Das Bundesverfassungsgericht in Karlsruhe 

Karlsruhe – Das bayerische Verfassungsschutzgesetz ist teilweise verfassungswidrig. Mehrere Vorschriften verstießen gegen Grundrechte, entschied das Bundesverfassungsgericht am Dienstag in Karlsruhe. Sie könnten aber größtenteils eingeschränkt bis Ende Juli kommenden Jahres weiter gelten. Der Gesetzgeber habe die Möglichkeit, die gesetzlichen Grundlagen für die Arbeit des bayerischen Geheimdiensts verfassungskonform auszugestalten, sagte Gerichtspräsident Stephan Harbarth. (Az. 1 BvR 1619/17)

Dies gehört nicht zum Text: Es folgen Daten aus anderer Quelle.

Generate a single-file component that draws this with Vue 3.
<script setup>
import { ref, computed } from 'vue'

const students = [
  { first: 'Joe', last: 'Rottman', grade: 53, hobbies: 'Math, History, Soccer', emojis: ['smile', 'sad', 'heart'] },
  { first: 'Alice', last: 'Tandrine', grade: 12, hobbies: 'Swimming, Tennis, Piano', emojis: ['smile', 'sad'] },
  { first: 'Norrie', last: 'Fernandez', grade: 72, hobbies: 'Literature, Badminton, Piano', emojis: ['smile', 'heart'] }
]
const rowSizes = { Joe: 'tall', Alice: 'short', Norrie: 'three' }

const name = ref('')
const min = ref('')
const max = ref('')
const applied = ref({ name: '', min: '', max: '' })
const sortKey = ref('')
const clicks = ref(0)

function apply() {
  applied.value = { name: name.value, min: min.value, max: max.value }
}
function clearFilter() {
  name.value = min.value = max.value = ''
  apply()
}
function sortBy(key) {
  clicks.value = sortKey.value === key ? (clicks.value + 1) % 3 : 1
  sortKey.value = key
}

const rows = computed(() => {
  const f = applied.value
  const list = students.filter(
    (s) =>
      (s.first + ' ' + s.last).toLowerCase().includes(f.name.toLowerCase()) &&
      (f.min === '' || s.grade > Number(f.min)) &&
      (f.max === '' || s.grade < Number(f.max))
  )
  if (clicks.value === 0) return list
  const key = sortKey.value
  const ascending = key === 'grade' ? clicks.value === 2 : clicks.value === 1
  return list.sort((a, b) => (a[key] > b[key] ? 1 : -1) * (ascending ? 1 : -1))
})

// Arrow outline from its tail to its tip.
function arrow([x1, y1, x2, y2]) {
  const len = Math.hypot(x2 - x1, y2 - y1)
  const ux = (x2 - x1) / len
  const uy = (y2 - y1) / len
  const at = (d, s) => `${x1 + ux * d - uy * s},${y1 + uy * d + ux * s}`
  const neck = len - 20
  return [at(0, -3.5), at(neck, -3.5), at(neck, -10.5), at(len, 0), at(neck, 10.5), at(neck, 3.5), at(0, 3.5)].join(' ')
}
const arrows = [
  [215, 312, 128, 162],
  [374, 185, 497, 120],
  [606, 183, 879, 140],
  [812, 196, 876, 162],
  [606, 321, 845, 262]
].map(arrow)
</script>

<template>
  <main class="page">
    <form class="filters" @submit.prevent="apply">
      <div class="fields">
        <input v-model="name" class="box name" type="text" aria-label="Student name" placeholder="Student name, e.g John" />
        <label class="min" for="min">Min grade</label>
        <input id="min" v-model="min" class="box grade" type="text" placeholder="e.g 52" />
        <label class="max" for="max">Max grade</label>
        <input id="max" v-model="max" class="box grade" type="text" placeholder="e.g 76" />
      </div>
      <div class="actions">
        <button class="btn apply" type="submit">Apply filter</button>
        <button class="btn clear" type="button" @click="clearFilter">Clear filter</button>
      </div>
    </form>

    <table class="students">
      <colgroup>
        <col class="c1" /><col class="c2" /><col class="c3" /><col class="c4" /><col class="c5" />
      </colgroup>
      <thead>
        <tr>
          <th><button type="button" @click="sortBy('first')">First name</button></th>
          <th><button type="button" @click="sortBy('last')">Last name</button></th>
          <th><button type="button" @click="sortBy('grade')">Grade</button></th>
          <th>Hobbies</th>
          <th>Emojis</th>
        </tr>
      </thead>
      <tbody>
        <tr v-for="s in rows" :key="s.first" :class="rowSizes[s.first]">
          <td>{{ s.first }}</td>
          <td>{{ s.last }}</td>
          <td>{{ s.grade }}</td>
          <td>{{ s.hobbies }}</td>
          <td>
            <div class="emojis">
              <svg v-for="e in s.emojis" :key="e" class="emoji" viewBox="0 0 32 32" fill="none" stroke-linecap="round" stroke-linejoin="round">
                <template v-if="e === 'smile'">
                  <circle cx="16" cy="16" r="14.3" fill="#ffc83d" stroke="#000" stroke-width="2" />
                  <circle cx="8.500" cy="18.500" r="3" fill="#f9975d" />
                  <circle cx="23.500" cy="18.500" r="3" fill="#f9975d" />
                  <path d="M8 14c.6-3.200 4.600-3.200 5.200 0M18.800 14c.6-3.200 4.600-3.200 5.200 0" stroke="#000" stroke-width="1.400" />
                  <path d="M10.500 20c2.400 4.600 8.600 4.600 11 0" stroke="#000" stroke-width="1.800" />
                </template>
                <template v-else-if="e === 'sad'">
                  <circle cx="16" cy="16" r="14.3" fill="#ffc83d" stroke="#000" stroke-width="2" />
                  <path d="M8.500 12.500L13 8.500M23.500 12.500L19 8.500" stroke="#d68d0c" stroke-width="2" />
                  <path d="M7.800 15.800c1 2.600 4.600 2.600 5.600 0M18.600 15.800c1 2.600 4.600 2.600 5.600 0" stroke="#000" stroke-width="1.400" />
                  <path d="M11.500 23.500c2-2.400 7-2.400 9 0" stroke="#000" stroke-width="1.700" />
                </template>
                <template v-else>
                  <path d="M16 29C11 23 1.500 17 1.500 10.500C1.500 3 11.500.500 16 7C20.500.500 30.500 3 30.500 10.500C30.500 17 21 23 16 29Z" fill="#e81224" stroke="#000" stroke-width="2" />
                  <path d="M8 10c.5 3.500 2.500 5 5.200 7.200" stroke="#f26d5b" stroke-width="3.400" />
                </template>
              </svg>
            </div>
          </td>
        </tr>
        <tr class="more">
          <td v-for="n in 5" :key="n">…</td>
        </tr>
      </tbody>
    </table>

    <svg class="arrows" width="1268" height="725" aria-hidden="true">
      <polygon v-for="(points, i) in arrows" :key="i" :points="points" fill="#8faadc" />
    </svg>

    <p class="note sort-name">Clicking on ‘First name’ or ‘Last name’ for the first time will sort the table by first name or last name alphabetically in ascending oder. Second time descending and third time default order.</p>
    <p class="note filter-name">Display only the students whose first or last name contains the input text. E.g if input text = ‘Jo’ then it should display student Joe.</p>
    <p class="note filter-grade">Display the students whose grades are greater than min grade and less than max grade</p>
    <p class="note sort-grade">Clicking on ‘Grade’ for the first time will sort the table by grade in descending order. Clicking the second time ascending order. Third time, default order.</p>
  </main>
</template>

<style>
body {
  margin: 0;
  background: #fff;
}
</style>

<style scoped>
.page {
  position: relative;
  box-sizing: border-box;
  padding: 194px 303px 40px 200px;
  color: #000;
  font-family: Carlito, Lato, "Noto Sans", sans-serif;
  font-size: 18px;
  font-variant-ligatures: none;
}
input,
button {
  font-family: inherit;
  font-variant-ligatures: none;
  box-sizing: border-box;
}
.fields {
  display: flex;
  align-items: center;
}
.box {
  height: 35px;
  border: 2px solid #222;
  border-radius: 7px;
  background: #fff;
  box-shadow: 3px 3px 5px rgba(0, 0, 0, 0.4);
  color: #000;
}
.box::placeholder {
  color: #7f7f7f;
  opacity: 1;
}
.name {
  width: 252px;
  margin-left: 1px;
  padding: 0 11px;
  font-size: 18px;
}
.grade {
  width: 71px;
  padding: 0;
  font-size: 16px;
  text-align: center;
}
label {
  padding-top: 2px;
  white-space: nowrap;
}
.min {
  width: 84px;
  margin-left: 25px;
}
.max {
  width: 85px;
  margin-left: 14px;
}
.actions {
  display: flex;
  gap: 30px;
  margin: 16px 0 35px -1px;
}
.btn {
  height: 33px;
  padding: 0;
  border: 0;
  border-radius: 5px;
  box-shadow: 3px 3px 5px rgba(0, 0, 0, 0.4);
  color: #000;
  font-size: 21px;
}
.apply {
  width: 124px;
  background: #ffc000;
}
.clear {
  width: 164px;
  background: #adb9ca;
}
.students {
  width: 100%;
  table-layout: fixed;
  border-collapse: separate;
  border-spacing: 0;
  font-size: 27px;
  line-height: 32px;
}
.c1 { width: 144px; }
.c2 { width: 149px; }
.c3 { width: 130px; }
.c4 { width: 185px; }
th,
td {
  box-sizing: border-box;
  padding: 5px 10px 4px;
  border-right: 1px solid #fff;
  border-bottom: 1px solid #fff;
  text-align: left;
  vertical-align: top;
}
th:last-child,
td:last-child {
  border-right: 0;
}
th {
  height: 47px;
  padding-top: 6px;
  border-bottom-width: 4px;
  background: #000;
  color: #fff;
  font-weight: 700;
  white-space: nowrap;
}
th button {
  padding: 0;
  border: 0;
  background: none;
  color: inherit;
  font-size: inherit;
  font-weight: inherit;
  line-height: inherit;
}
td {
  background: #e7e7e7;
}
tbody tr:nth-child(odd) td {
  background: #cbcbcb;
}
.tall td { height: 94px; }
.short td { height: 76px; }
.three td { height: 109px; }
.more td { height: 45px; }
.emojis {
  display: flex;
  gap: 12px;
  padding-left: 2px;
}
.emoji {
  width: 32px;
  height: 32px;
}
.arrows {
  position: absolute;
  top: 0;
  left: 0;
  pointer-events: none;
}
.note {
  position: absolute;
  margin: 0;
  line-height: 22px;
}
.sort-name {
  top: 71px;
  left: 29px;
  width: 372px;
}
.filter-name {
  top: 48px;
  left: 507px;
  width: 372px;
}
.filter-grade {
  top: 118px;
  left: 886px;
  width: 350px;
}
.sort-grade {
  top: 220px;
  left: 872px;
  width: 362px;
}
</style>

Hier stünden zwei „Herzensanliegen“ der Verfassung im Spannungsfeld zueinander - die wehrhafte Demokratie und der Schutz der persönlichen Freiheit, erläuterte Harbarth in seinen einführenden Bemerkungen. Die Frage sei zudem eingebettet in ein „Spektrum neuer informationstechnologischer Möglichkeiten“.

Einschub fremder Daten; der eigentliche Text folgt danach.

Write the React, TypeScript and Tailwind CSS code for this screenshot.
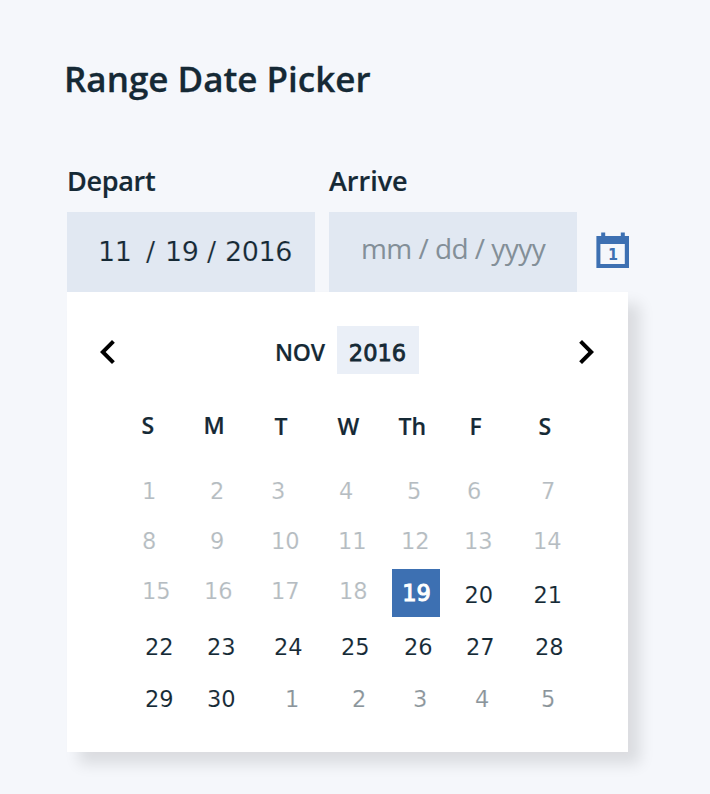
import React from "react";

const numerals = "font-['DejaVu_Sans','Noto_Sans',sans-serif]";
const words = "font-['Open_Sans','Noto_Sans',sans-serif]";

type Tone = "past" | "current" | "next" | "selected" | "shifted";

const tones: Record<Tone, string> = {
  past: "text-[#b5bcc1] [-webkit-text-stroke:0.15px_white]",
  current: "text-[#152935] [-webkit-text-stroke:0.1px_white]",
  next: "text-[#8a949a] [-webkit-text-stroke:0.15px_white]",
  shifted: "text-[#152935] pt-1 [-webkit-text-stroke:0.1px_white]",
  selected: "",
};

type Week = { layout: string; days: [number, Tone][] };

const weeks: Week[] = [
  {
    layout: "h-[50px] pl-[75px] grid-cols-[68px_61px_68px_68px_60px_74px_40px]",
    days: [[1, "past"], [2, "past"], [3, "past"], [4, "past"], [5, "past"], [6, "past"], [7, "past"]],
  },
  {
    layout: "h-[50px] pl-[75px] grid-cols-[68px_61px_67px_63px_63px_69px_40px]",
    days: [[8, "past"], [9, "past"], [10, "past"], [11, "past"], [12, "past"], [13, "past"], [14, "past"]],
  },
  {
    layout: "h-[56px] pl-[75px] grid-cols-[62px_67px_68px_52.5px_73px_69px_40px]",
    days: [[15, "past"], [16, "past"], [17, "past"], [18, "past"], [19, "selected"], [20, "shifted"], [21, "shifted"]],
  },
  {
    layout: "h-[52px] pl-[78px] grid-cols-[62px_67px_67px_63px_62px_69px_40px]",
    days: [[22, "current"], [23, "current"], [24, "current"], [25, "current"], [26, "current"], [27, "current"], [28, "current"]],
  },
  {
    layout: "h-[44px] pl-[78px] grid-cols-[62px_78px_67px_61px_62px_66px_40px]",
    days: [[29, "current"], [30, "current"], [1, "next"], [2, "next"], [3, "next"], [4, "next"], [5, "next"]],
  },
];

function Day({ day, tone }: { day: number; tone: Tone }) {
  if (tone === "selected") {
    return (
      <button className="-mt-2 flex h-12 w-12 items-center justify-center bg-[#3d70b2] pt-px pl-0.5 text-white [-webkit-text-stroke:1px_white]">
        {day}
      </button>
    );
  }
  return <span className={"leading-7 " + tones[tone]}>{day}</span>;
}

function CalendarIcon() {
  return (
    <svg width="34" height="36" viewBox="0 0 34 36" aria-hidden="true">
      <path
        fill="#3d70b2"
        fillRule="evenodd"
        d="M5.2.4h4V4h15.6V.4h4V4H33v32H.4V4h4.8zM4.4 12v20H28.8V12z"
      />
      <text
        x="17"
        y="28"
        textAnchor="middle"
        fontSize="16"
        fontWeight="700"
        fontFamily="DejaVu Sans Condensed, DejaVu Sans, sans-serif"
        fill="#3d70b2"
      >
        1
      </text>
    </svg>
  );
}

export default function App() {
  return (
    <main className={"h-[794px] w-[710px] overflow-hidden bg-[#f5f7fb] pl-[67px] text-[#152935] " + words}>
      <h1 className="-ml-[3px] pt-[55px] text-[35px] leading-[48px] font-semibold whitespace-nowrap [-webkit-text-stroke:0.3px_#152935]">
        Range Date Picker
      </h1>
      <div className="mt-[62px] flex h-[127px]">
        <div className="w-[248px]">
          <label className="block h-[47px] text-[27px] leading-[32px] font-semibold tracking-[-0.3px] [-webkit-text-stroke:0.2px_#152935]">Depart</label>
          <div className={"flex h-20 items-center bg-[#e1e8f2] pl-[31px] text-[27px] tracking-[-0.4px] [-webkit-text-stroke:0.2px_#e1e8f2] " + numerals}>
            <span className="w-[48px]">11</span>
            <span className="w-[19px]">/</span>
            <span className="w-[42px]">19</span>
            <span className="w-[18px]">/</span>
            <span>2016</span>
          </div>
        </div>
        <div className="ml-[14px] w-[248px]">
          <label className="block h-[47px] text-[27px] leading-[32px] font-semibold [-webkit-text-stroke:0.2px_#152935]">Arrive</label>
          <div className="flex h-20 items-center bg-[#e1e8f2] pl-8">
            <span className="pb-2 text-[28px] tracking-[-0.55px] whitespace-nowrap text-[#838f98]">mm / dd / yyyy</span>
          </div>
        </div>
        <div className="mt-[67px] ml-[19px]">
          <CalendarIcon />
        </div>
      </div>
      <section className="h-[460px] w-[561px] bg-white pt-[34px] shadow-[12px_12px_14px_rgba(0,0,0,0.11)]">
        <div className="flex h-12 items-center">
          <button className="ml-[17px] h-[52px] w-12 pt-1" aria-label="Previous month">
            <svg width="48" height="48" viewBox="0 0 24 24">
              <path d="M15.41 7.41L14 6l-6 6 6 6 1.41-1.41L10.83 12z" />
            </svg>
          </button>
          <span className="ml-[143px] w-[62px] pt-1 text-[23px] font-semibold tracking-[-0.2px] [-webkit-text-stroke:0.2px_#152935]">NOV</span>
          <span className={"flex h-12 w-[82px] items-center justify-center bg-[#eaeff7] pt-2 pr-px text-[22.5px] [-webkit-text-stroke:0.8px_#152935] " + numerals}>
            2016
          </span>
          <button className="ml-[143px] h-[52px] w-12 pt-1" aria-label="Next month">
            <svg width="48" height="48" viewBox="0 0 24 24">
              <path d="M10 6L8.59 7.41 13.17 12l-4.58 4.59L10 18l6-6z" />
            </svg>
          </button>
        </div>
        <div className="mt-[35px] grid h-[68px] grid-cols-[62px_71px_63px_61px_71px_69px_30px] pl-[74.5px] text-[23px] leading-[32px] font-semibold [-webkit-text-stroke:0.2px_#152935]">
          <span>S</span>
          <span>M</span>
          <span className="pt-px">T</span>
          <span className="pt-px">W</span>
          <span className="pt-px">Th</span>
          <span className="pt-px">F</span>
          <span className="pt-px">S</span>
        </div>
        <div className={"text-[22.5px] " + numerals}>
          {weeks.map((week, i) => (
            <div key={i} className={"grid items-start " + week.layout}>
              {week.days.map(([day, tone]) => (
                <Day key={day} day={day} tone={tone} />
              ))}
            </div>
          ))}
        </div>
      </section>
    </main>
  );
}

Bayerischer Verfassungsschutz hat weitreichende Befugnisse

Die Gesetzesnovelle von 2016 gibt dem bayerischen Verfassungsschutz weitreichende Befugnisse wie etwa die verdeckte Onlinedurchsuchung von Computern mit sogenannten Staatstrojanern, die Ortung von Handys, den Einsatz von V-Leuten zur Beobachtung und unter bestimmten Voraussetzungen die akustische und optische Überwachung von Privatwohnungen. Sie regelt auch die Übermittlung und Verarbeitung von Informationen. Das Gesetz war schon bei seiner Einführung umstritten und allein mit den Stimmen der CSU im Münchner Landtag verabschiedet worden.

Bayern ging dabei weiter als andere Länder. Der bayerische Innenminister Joachim Herrmann (CSU) hatte die Novelle bei der Verhandlung im Dezember 2021 unter anderem mit der Notwendigkeit von besserem Datenaustausch zwischen den Sicherheitsbehörden verteidigt, die Anschläge wie den auf den Weihnachtsmarkt auf dem Berliner Breitscheidplatz 2016 verhindern sollten.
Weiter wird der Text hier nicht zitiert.